Sunday, August 30, 2009

Iceland: exporting geothermal know-how

My feature on Iceland's geothermal power industry -- and its efforts to export know-how to the U.S. and other nations -- is in today's San Francisco Chronicle.

I visited Iceland's newest geothermal plant -- it's a tourist attraction with a swank, high-tech visitors' center -- where steam from the Earth is used not only to generate power, but to heat Reykjavik's homes, water, and even the streets and sidewalks (keeping them ice-free in winter.) Other geothermal plants heat the greenhouses that keep Icelanders in tropical fruits, despite living on the Arctic Circle. The story discusses how Icelanders hope to build similar plants in California (which still has enormous geothermal potential) and Africa (where they could provide freshwater supplies for drought plagued regions.)
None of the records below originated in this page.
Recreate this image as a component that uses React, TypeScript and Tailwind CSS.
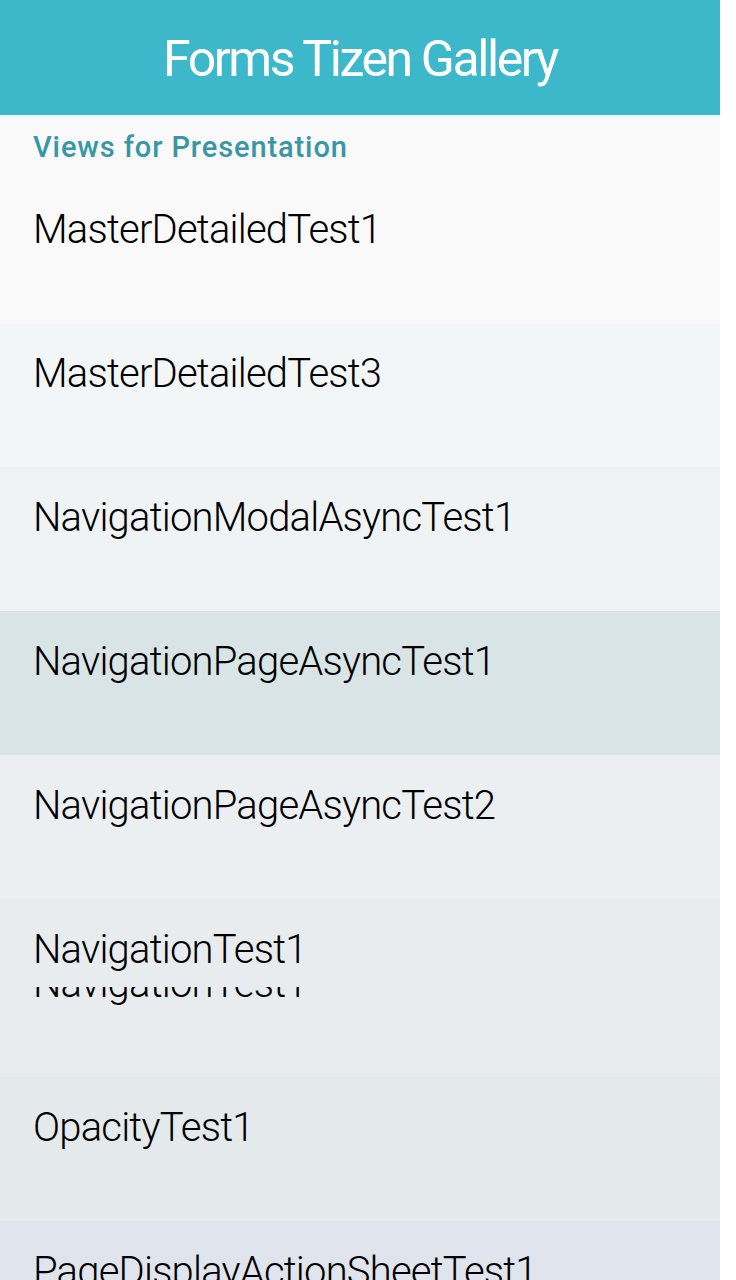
const items = [
  { name: "MasterDetailedTest3", bg: "bg-[#f3f6f7]" },
  { name: "NavigationModalAsyncTest1", bg: "bg-[#eff3f4]" },
  { name: "NavigationPageAsyncTest1", bg: "bg-[#d9e4e6]" },
  { name: "NavigationPageAsyncTest2", bg: "bg-[#ebeff1]" },
];

function Row({ name, bg }: { name: string; bg: string }) {
  return (
    <div className={`h-[144px] pl-[33px] pt-[31px] ${bg}`}>
      <div className="text-[40px] leading-[40px] font-light tracking-[-0.8px] text-black">{name}</div>
    </div>
  );
}

export default function App() {
  return (
    <div className="w-[736px] h-[1280px] overflow-hidden bg-white font-['Roboto',sans-serif]">
      <div className="w-[720px]">
        {/* Title bar */}
        <div className="h-[115px] bg-[#3db8cb] pt-[34px] text-center">
          <div className="text-[50px] leading-[50px] text-white tracking-[-2.4px]">Forms Tizen Gallery</div>
        </div>
        <div className="h-[2px] bg-[#e4f4f7]" />

        {/* Group header + first item */}
        <div className="bg-[#f9f9f9]">
          <div className="h-[62px] pl-[33px] pt-[16px]">
            <div className="text-[29px] leading-[29px] font-medium tracking-[0.9px] text-[#3797a5]">Views for Presentation</div>
          </div>
          <div className="h-[144px] pl-[33px] pt-[31px]">
            <div className="text-[40px] leading-[40px] font-light tracking-[-0.8px] text-black">MasterDetailedTest1</div>
          </div>
        </div>

        {items.map((it) => (
          <Row key={it.name} name={it.name} bg={it.bg} />
        ))}

        {/* Row with a leftover ghost line under the label */}
        <div className="h-[178px] pl-[33px] pt-[31px] bg-[#e8ecef]">
          <div className="text-[40px] leading-[40px] font-light tracking-[-0.8px] text-black">NavigationTest1</div>
          <div className="mt-[17px] h-[22px] overflow-hidden">
            <div className="-mt-[23px] text-[40px] leading-[40px] font-light tracking-[-0.8px] text-black">NavigationTest1</div>
          </div>
        </div>

        <Row name="OpacityTest1" bg="bg-[#e4e9ec]" />
        <Row name="PageDisplayActionSheetTest1" bg="bg-[#e0e4ec]" />
      </div>
    </div>
  );
}
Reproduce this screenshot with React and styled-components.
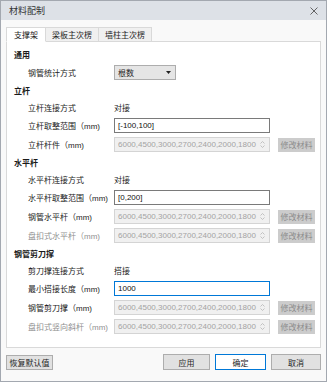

Personally, the publication of this piece is bittersweet, as my editors say it is likely to be the last Chronicle Foreign Service story ever, owing to the Chronicle's financial woes.

[Update, 9/1/09: Several eagle-eyed readers noticed a typo -- put in by a copy editor -- which has been corrected in the online edition. The phrase "fifty-mile-deep wells" should have read "fifty mile-deep wells." (emphasis mine). Thanks to those who pointed it out.]